What have I learned from 5 seconds of Failed Conversation?
Mom: I need to head down to Uncle Nick’s place to collect some goods. Should we collect it today or tomorrow? (Dad drives)
Dad: No, please…not tomorrow, there will be heavy traffic (Irritated)
…and it’ll be super rush because you need to rush to work.
Mom: No, I’m not working tomorrow (slightly irritated).
Dad: (Relieved) Oh! Tomorrow is good then. But have to be after 9:30 am, please.
Mom: Yes of cos, I know…(Silence)
Then I closed the door and left them alone.

Goal
Identify the goal. Most men are good at picking up what the goals are.
Goals are simplest to solve – Do it or don’t do it.
But there’s a lot of rationalizing in between. Usually on Timing and Logistics. Men are exceptionally good at solving problems. So much so that we forget to ask women about their inputs.
Question
Every goal-setting comes with a (set) of the question depending on the complexity of goal itself.
The question is your opportunity to engage in a meaningful discussion and solve the problem(Goal) as a team. Usually, this is a lost cause.
My mom asked a legitimate question which warrants a counter-question from Dad. He could ask in a broad sense “Whats’ your plan for today and tomorrow?”or “What do you think?”
In this type of open question, he will satisfy her(emotionally) in the sense where he wants her contribution. He makes her feel valued by listening.
This subtle engagement are what women make felt heard and valued as partners.
Snap decisions will be practiced on many occasions, during times when no options are available or when partner is busy.
Anyway, my dad fired without warning, failed conversation….Facepalm.
Assumption 1
Typical reply. We assume the outcome. We want to simulate reaching the goal using the best and shortest possible route without any proper engagement.

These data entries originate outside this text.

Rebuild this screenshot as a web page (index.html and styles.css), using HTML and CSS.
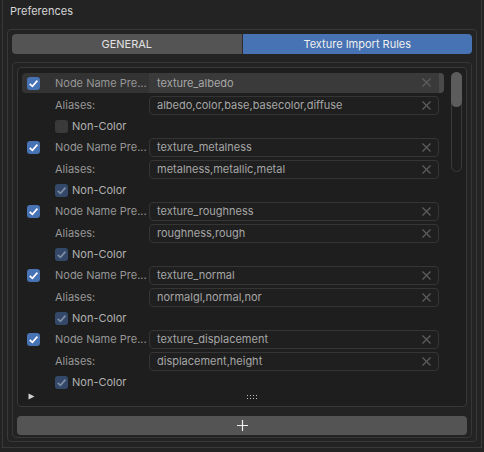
FILE: index.html
```html
<!DOCTYPE html>
<html lang="en">
<head>
    <meta charset="UTF-8">
    <title>Preferences</title>
    <link rel="stylesheet" href="styles.css">
</head>
<body>
<div class="frame">
    <div class="title">Preferences</div>

    <div class="panel">
        <!-- Tabs -->
        <div class="tabs">
            <div class="tab">GENERAL</div>
            <div class="tab active">Texture Import Rules</div>
        </div>

        <div class="box">
            <div class="list">
                <div class="list-body">
                    <div class="items">
                        <div class="item">
                            <div class="row head selected">
                                <span class="check on"><svg viewBox="0 0 12 12"><path d="M2.5 6.3 L5 8.6 L9.6 3.4"/></svg></span>
                                <span class="label">Node Name Pre...</span>
                                <div class="field">texture_albedo<svg class="clear" viewBox="0 0 9 9"><path d="M0.5 0.5 L8.5 8.5 M8.5 0.5 L0.5 8.5"/></svg></div>
                                <span class="grab"></span>
                            </div>
                            <div class="row">
                                <span></span>
                                <span class="label">Aliases:</span>
                                <div class="field">albedo,color,base,basecolor,diffuse<svg class="clear" viewBox="0 0 9 9"><path d="M0.5 0.5 L8.5 8.5 M8.5 0.5 L0.5 8.5"/></svg></div>
                            </div>
                            <div class="row option">
                                <span></span>
                                <span class="check small"></span>
                                <span class="opt-text">Non-Color</span>
                            </div>
                        </div>

                        <div class="item">
                            <div class="row head">
                                <span class="check on"><svg viewBox="0 0 12 12"><path d="M2.5 6.3 L5 8.6 L9.6 3.4"/></svg></span>
                                <span class="label">Node Name Pre...</span>
                                <div class="field">texture_metalness<svg class="clear" viewBox="0 0 9 9"><path d="M0.5 0.5 L8.5 8.5 M8.5 0.5 L0.5 8.5"/></svg></div>
                            </div>
                            <div class="row">
                                <span></span>
                                <span class="label">Aliases:</span>
                                <div class="field">metalness,metallic,metal<svg class="clear" viewBox="0 0 9 9"><path d="M0.5 0.5 L8.5 8.5 M8.5 0.5 L0.5 8.5"/></svg></div>
                            </div>
                            <div class="row option">
                                <span></span>
                                <span class="check small dim"><svg viewBox="0 0 12 12"><path d="M2.5 6.3 L5 8.6 L9.6 3.4"/></svg></span>
                                <span class="opt-text">Non-Color</span>
                            </div>
                        </div>

                        <div class="item">
                            <div class="row head">
                                <span class="check on"><svg viewBox="0 0 12 12"><path d="M2.5 6.3 L5 8.6 L9.6 3.4"/></svg></span>
                                <span class="label">Node Name Pre...</span>
                                <div class="field">texture_roughness<svg class="clear" viewBox="0 0 9 9"><path d="M0.5 0.5 L8.5 8.5 M8.5 0.5 L0.5 8.5"/></svg></div>
                            </div>
                            <div class="row">
                                <span></span>
                                <span class="label">Aliases:</span>
                                <div class="field">roughness,rough<svg class="clear" viewBox="0 0 9 9"><path d="M0.5 0.5 L8.5 8.5 M8.5 0.5 L0.5 8.5"/></svg></div>
                            </div>
                            <div class="row option">
                                <span></span>
                                <span class="check small dim"><svg viewBox="0 0 12 12"><path d="M2.5 6.3 L5 8.6 L9.6 3.4"/></svg></span>
                                <span class="opt-text">Non-Color</span>
                            </div>
                        </div>

                        <div class="item">
                            <div class="row head">
                                <span class="check on"><svg viewBox="0 0 12 12"><path d="M2.5 6.3 L5 8.6 L9.6 3.4"/></svg></span>
                                <span class="label">Node Name Pre...</span>
                                <div class="field">texture_normal<svg class="clear" viewBox="0 0 9 9"><path d="M0.5 0.5 L8.5 8.5 M8.5 0.5 L0.5 8.5"/></svg></div>
                            </div>
                            <div class="row">
                                <span></span>
                                <span class="label">Aliases:</span>
                                <div class="field">normalgl,normal,nor<svg class="clear" viewBox="0 0 9 9"><path d="M0.5 0.5 L8.5 8.5 M8.5 0.5 L0.5 8.5"/></svg></div>
                            </div>
                            <div class="row option">
                                <span></span>
                                <span class="check small dim"><svg viewBox="0 0 12 12"><path d="M2.5 6.3 L5 8.6 L9.6 3.4"/></svg></span>
                                <span class="opt-text">Non-Color</span>
                            </div>
                        </div>

                        <div class="item">
                            <div class="row head">
                                <span class="check on"><svg viewBox="0 0 12 12"><path d="M2.5 6.3 L5 8.6 L9.6 3.4"/></svg></span>
                                <span class="label">Node Name Pre...</span>
                                <div class="field">texture_displacement<svg class="clear" viewBox="0 0 9 9"><path d="M0.5 0.5 L8.5 8.5 M8.5 0.5 L0.5 8.5"/></svg></div>
                            </div>
                            <div class="row">
                                <span></span>
                                <span class="label">Aliases:</span>
                                <div class="field">displacement,height<svg class="clear" viewBox="0 0 9 9"><path d="M0.5 0.5 L8.5 8.5 M8.5 0.5 L0.5 8.5"/></svg></div>
                            </div>
                            <div class="row option">
                                <span></span>
                                <span class="check small dim"><svg viewBox="0 0 12 12"><path d="M2.5 6.3 L5 8.6 L9.6 3.4"/></svg></span>
                                <span class="opt-text">Non-Color</span>
                            </div>
                        </div>
                    </div>

                    <div class="scrollbar"><div class="thumb"></div></div>
                </div>

                <!-- list footer -->
                <div class="list-foot">
                    <svg class="expand" viewBox="0 0 7 7"><path d="M0.5 0.5 L6.5 3.5 L0.5 6.5 Z"/></svg>
                    <svg class="grip" viewBox="0 0 11 5"><path d="M0 0h1v1h-1z M3 0h1v1h-1z M6 0h1v1h-1z M9 0h1v1h-1z M0 3h1v1h-1z M3 3h1v1h-1z M6 3h1v1h-1z M9 3h1v1h-1z"/></svg>
                </div>
            </div>

            <button class="add"><svg viewBox="0 0 11 11"><path d="M5.5 0 V11 M0 5.5 H11"/></svg></button>
        </div>
    </div>
</div>
</body>
</html>
```

FILE: styles.css
```css
body {
    margin: 0;
    background-color: #232323;
    font-family: Inter, "Noto Sans", sans-serif;
    font-size: 11px;
    color: #a8a8a8;
    width: 484px;
    height: 452px;
    overflow: hidden;
}

.frame {
    margin: 0 2px;
    height: 448px;
    box-sizing: border-box;
    border: 1px solid #383838;
    border-top: none;
    padding: 0 4px;
}

.title {
    height: 29px;
    box-sizing: border-box;
    padding: 4px 0 0 3px;
    line-height: 14px;
    color: #d6d6d6;
}

.panel {
    border: 1px solid #393939;
    border-radius: 4px;
    padding: 4px 4px 3px;
}

.tabs {
    display: flex;
    height: 20px;
    border-radius: 4px;
    overflow: hidden;
}

.tab {
    flex: 1;
    background-color: #545454;
    color: #e2e2e2;
    line-height: 20px;
    text-align: center;
}

.tab.active {
    background-color: #4772b3;
    color: #f0f0f0;
    border-left: 1px solid #2c2c2c;
}

.box {
    margin-top: 8px;
    border: 1px solid #363636;
    border-radius: 4px;
    padding: 4px 4px 2px;
}

.list {
    border: 1px solid #383838;
    border-radius: 4px;
    background-color: #1e1e1e;
    padding: 5px 4px 0;
}

.list-body {
    display: flex;
    gap: 7px;
}

.items {
    flex: 1;
    display: flex;
    flex-direction: column;
    gap: 2px;
}

.item {
    display: flex;
    flex-direction: column;
    gap: 2px;
}

.row {
    display: grid;
    grid-template-columns: 33px 94px 1fr;
    align-items: center;
    height: 20px;
    padding-right: 5px;
}

.row.option {
    grid-template-columns: 33px 17px 1fr;
    height: 18px;
}

.row.head.selected {
    background-color: #333333;
    border-radius: 4px;
    padding-right: 0;
    grid-template-columns: 33px 94px 1fr 5px;
}

.label {
    color: #969696;
    white-space: nowrap;
}

.opt-text {
    color: #b0b0b0;
}

.check {
    width: 13px;
    height: 13px;
    box-sizing: border-box;
    border-radius: 3px;
    margin-left: 5px;
    background-color: #3a3a3a;
    display: flex;
}

.check.small {
    margin-left: 0;
}

.check svg {
    width: 13px;
    height: 13px;
    fill: none;
    stroke-width: 1.6;
}

.check.on {
    background-color: #4772b3;
}

.check.on svg {
    stroke: #ffffff;
}

.check.dim {
    background-color: #34496a;
}

.check.dim svg {
    stroke: #7e8ca3;
}

.field {
    position: relative;
    height: 19px;
    box-sizing: border-box;
    border: 1px solid #353535;
    border-radius: 4px;
    background-color: #1f1f1f;
    padding-left: 7px;
    line-height: 17px;
    color: #a6a6a6;
}

.selected .field {
    background-color: #3a3a3a;
    border-color: #3a3a3a;
    border-radius: 0;
    height: 20px;
    line-height: 18px;
}

.grab {
    height: 20px;
    background-color: #4a4a4a;
    border-radius: 0 4px 4px 0;
}

.clear {
    position: absolute;
    right: 7px;
    top: 4px;
    width: 9px;
    height: 9px;
    stroke: #5e5e5e;
    stroke-width: 1.2;
}

.scrollbar {
    width: 11px;
    height: 100px;
    margin-top: -1px;
    box-sizing: border-box;
    border: 1px solid #3a3a3a;
    border-radius: 6px;
}

.thumb {
    height: 35px;
    margin: -1px;
    border-radius: 6px;
    background-color: #5c5c5c;
}

.list-foot {
    position: relative;
    height: 15px;
}

.expand {
    position: absolute;
    left: 6px;
    top: 2px;
    width: 7px;
    height: 7px;
    fill: #d2d2d2;
}

.grip {
    position: absolute;
    left: 225px;
    top: 4px;
    width: 11px;
    height: 5px;
    fill: #c0c0c0;
}

.add {
    display: flex;
    align-items: center;
    justify-content: center;
    width: 100%;
    height: 19px;
    margin-top: 9px;
    border: none;
    border-radius: 4px;
    background-color: #545454;
    cursor: pointer;
}

.add svg {
    width: 11px;
    height: 11px;
    stroke: #f0f0f0;
    stroke-width: 1.2;
}
```
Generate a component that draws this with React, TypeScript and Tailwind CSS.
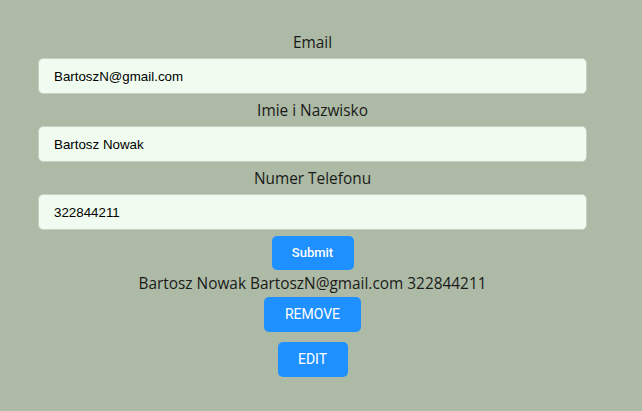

The brain functions primitively – That is to solve the problem(which he thinks is the best solution).
If he had counter-questioned my mother, he would have scored 2 bloody points instead!
1st point – He will gather more info about her plans today and tomorrow.
2nd point – Ask for her input instead of solving her problem (which increase her ability as a wife)
These 2 points are irrelevant to us. But it means a lot to women!
Important Point
Women don’t beg for us to engage them. They have dignity like we do. Remember they don’t owe you anything, and your gesture means something to them. They will appreciate your extension to them for good relationship etiquette.
If you treat your relationship right, your small gesture(s) will help extend your mileage quite a substantial amount.
Assumption 2
On fair ground, That is a “reasonable” assumption coming from my Dad. That means he thought about my mother’s work the next day, he would love to help her reach the goal but it’s too much work(men’s effort). There were concerns and kindness in that statement.
But no, she missed that out, because he detonated the bomb with the word “NO”.
So this assumption had negated his effort to make a comeback. All because of the NO and irritated expression.
To men, women should be able to see his effort and thoughts, right?
Advice to Dad: The end result will probably be more on the positive side if his assumptions are being clarified(if necessary) after Mom has voiced out her input.
Mom replied unhappy. Dad deserved it. Failed Conversation.
Failed conversation to attempt to make a comeback
My Dad tried to lighten the mood and move on. This subconscious phrasing of words got him into trouble.
He ended with a sarcastic “please”. Tell me about digging a hole to his own grave…
He detonated another bomb.
Important Note
In some cases when men detonated the bomb, he didn’t even know how he triggered it.
However, if men sets off the explosion on purpose (based on his assumptions) thinking he’ll be the winning party then chances are, he already lost. Click here to Read
Remember, both parties(especially women) will be “mortally wounded” after the explosion.
That’s not true! I care! Men protested.
Then mean it by taking note of how you speak and how you treat her. Don’t be contridictory between your words and actions and expression.